Thompson Goddard photo

FINCH – The emotion created by the Nation Rise Wind Farm debate still runs high in North Stormont.

Several weeks after the stalled project involving the construction of 29 wind turbines from Crysler to Berwick and Finch was given the green light by a provincial court, after it had been halted by Ontario’s environment minister, North Stormont councillors are still arguing about how they feel about the project.

The go ahead for the project was given in March 2016 and had been challenged by residents ever since.

At the May 26 council meeting a resolution to repeat council’s support for halting the wind turbine farm was defeated.  The council had in the past stated that the municipality was an unwilling host for the project.

This time around, despite arguments from Councillor Roxane Villeneuve, council members voted against the idea of branding themselves as unwilling hosts.  Dissenting councillors suggested after the province had lost its bid in court to stop the wind farm it was time to move forward and support it as much as they could.

At the June 9 meeting of council, Councillor Villeneuve brought the subject back up with a motion to commit the council to recognition of all of the community opposition to the project. She wanted the council to work on resolving the many issues brought forward by residents who felt the wind farm project was creating problems in their community. despite the decision by the court to allow the project to continue.

The motion was put forward by Councillor Villeneuve, but without any one willing to second her motion it died on the council table.

Villeneuve made a statement regarding her effort to do something for residents who were opposed to the wind farm.

She said, “I am disappointed that all my council colleagues, including Mayor Wert, Deputy Mayor Landry, Councillor Densham and Councillor Douglas all voted against my motion put forward to reaffirm our township’s position as a non-willing host to industrial wind turbines including but not limited to Nation Rise Wind Project/EDPR, and to support the Minister of Environment, Conservation and Parks, Hon. Jeff Yurek, to Protect Species at Risk in the Township of North Stormont. 

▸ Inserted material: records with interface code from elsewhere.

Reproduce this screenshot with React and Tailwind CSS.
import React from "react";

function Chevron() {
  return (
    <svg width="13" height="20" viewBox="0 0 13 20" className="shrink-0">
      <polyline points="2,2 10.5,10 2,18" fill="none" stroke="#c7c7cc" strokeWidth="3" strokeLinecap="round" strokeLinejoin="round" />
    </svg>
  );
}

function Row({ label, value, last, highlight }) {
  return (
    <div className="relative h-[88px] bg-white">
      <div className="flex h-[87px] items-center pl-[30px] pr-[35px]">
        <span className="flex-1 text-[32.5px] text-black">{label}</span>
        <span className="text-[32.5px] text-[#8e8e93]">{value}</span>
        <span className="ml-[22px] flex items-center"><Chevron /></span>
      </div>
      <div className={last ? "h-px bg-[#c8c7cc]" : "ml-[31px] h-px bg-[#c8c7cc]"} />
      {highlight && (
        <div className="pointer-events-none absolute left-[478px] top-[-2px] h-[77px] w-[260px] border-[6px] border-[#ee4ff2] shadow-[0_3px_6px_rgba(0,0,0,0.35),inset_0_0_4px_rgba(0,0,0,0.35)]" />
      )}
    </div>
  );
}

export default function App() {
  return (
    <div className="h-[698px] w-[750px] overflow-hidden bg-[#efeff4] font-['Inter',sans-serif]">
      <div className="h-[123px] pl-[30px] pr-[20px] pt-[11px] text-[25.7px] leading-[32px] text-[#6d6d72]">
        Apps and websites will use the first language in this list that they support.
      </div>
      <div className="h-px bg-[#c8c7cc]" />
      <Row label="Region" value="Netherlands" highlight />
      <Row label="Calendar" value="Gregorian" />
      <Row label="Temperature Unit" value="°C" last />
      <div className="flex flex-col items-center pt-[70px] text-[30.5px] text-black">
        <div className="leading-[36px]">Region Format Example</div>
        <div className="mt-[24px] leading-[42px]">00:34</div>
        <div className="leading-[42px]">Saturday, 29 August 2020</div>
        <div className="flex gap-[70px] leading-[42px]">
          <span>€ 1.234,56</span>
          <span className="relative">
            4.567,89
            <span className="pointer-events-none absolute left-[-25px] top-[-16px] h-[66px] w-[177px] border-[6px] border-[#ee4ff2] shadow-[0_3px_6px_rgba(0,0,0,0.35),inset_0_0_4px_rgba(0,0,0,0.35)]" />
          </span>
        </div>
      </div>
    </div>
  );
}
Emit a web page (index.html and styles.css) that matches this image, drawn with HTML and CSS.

Villeneuve continued, “ In two past votes, last one being in 2015, council voted to be a ‘non-willing host’, yet when voting to reaffirm this position during last night’s public council Meeting, all other council members voted against it.  During debate on this subject matter last night, I stated that during the municipal election campaign in 2018, I ran on a platform to remain an unwilling host and to oppose industrial wind turbine projects in the Township of North Stormont – I won the election with the majority of the vote – and I remain true to my word today and always.

North Stormont Mayor Jim Wert described the mood of the council and the reason for their decision.

He said, “You could write a book on what has gotten us to this stage of the Nation Rise Wind Farm project.” 

Wert noted, “The bottom line is the government of the day drafted the Green Energy Act for what they hoped was the greater good. It will be that government’s legacy and time will be the judge of that intent. Government at any level is tasked with making decisions, and last night our council decided again that it is time to move on.  We have a great municipality and I am confident that the challenges of this project will not overshadow the strengths of our citizens to work together for that same greater good mentioned earlier.”

He mentioned the effort of Margaret and Tom Benke. “They have worked tirelessly for a cause that was heartfelt and they have conducted themselves with integrity and the upmost professionalism.  They deserve the respect and admiration of all our residents regardless of your position on the issue,” he said.